The decision of these leaders to contest as independents came at the end of a series of insults and humiliations heaped upon a number of leaders, including former Deputy Prime Minister Lal Krishna Advani, Murli Manohar Joshi and Sushma Swaraj, by the reigning power centres in the party headed by president Rajnath Singh and prime ministerial candidate Narendra Modi. While Joshi was denied his favourite Varanasi seat to make way for Modi himself, Advani was made to stick to Gandhinagar in Gujarat though he wanted to shift to Bhopal in Madhya Pradesh. Jaswant Singh was denied a seat outright, overlooking his sentimental attachment to his home constituency of Barmer in Rajasthan. Along with these humiliations came the accommodation of persons like B. Sriramulu, the controversial aide of the mining baron Janardhana Reddy of Bellary, in Karnataka and Colonel Sonaram Chaudhary in Barmer in Rajasthan. The latter, who was preferred over Jaswant Singh, had switched to the BJP from the Congress only recently. In Sriramulu’s case, the opposition of Sushma Swaraj was brushed aside nonchalantly. Her tweets that the denial of a seat to Jaswant Singh was not decided by the central election committee were also not addressed seriously.
Sections of the BJP and even the larger Sangh Parivar perceive these developments as the by-product of the personality-oriented campaign that the BJP and the National Democratic Alliance (NDA) have built around Narendra Modi. The main slogans of the BJP in this election are “Ab ki baar Modi Sarkaar” (This time Modi government) and “Har Har Modi” (Everybody is Modi). The BJP was forced to withdraw this slogan following objections from Hindu seers who saw it as an insult to the Har Har Mahadev chant praising Siva.

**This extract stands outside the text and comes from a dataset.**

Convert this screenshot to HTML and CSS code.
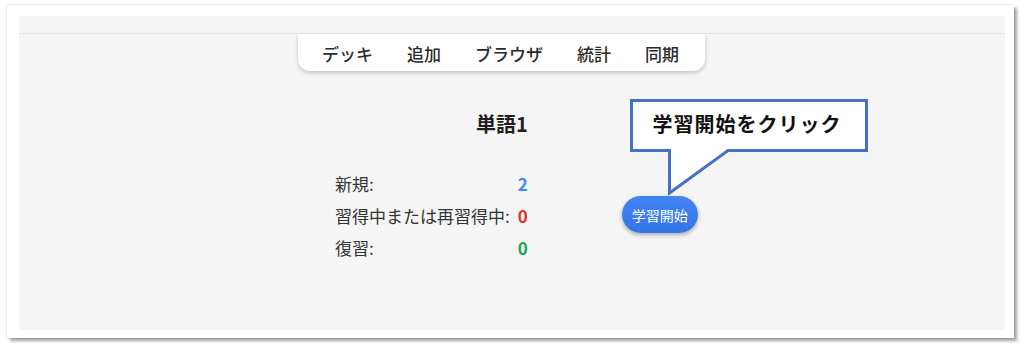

Personality-oriented campaigns have been witnessed only twice before in the country. The first was in 1980, after the collapse of 1977-79 Janata Party government, when the Congress came up with the slogan “Indiraji ko bulavo, India bachavo”. Then, in 1998, the BJP sought to advance its case using Atal Bihari Vajpayee’s candidature with the slogan “Bari, bari, sab ki bari, ab ki bari, Atal Bihari”. But there is little doubt that the scale and magnitude of the current Modi campaign is light years ahead of the 1980 and 1998 campaigns. All this has strengthened the feeling that there is a rising personality cult in the BJP. Such is the strength of this perception that even Rashtriya Swayamsewak Sangh (RSS) sarsangchalak Mohanrao Bhagwat cautioned RSS activists at a national meet in Bangalore that chanting Namo Namo should not be their job.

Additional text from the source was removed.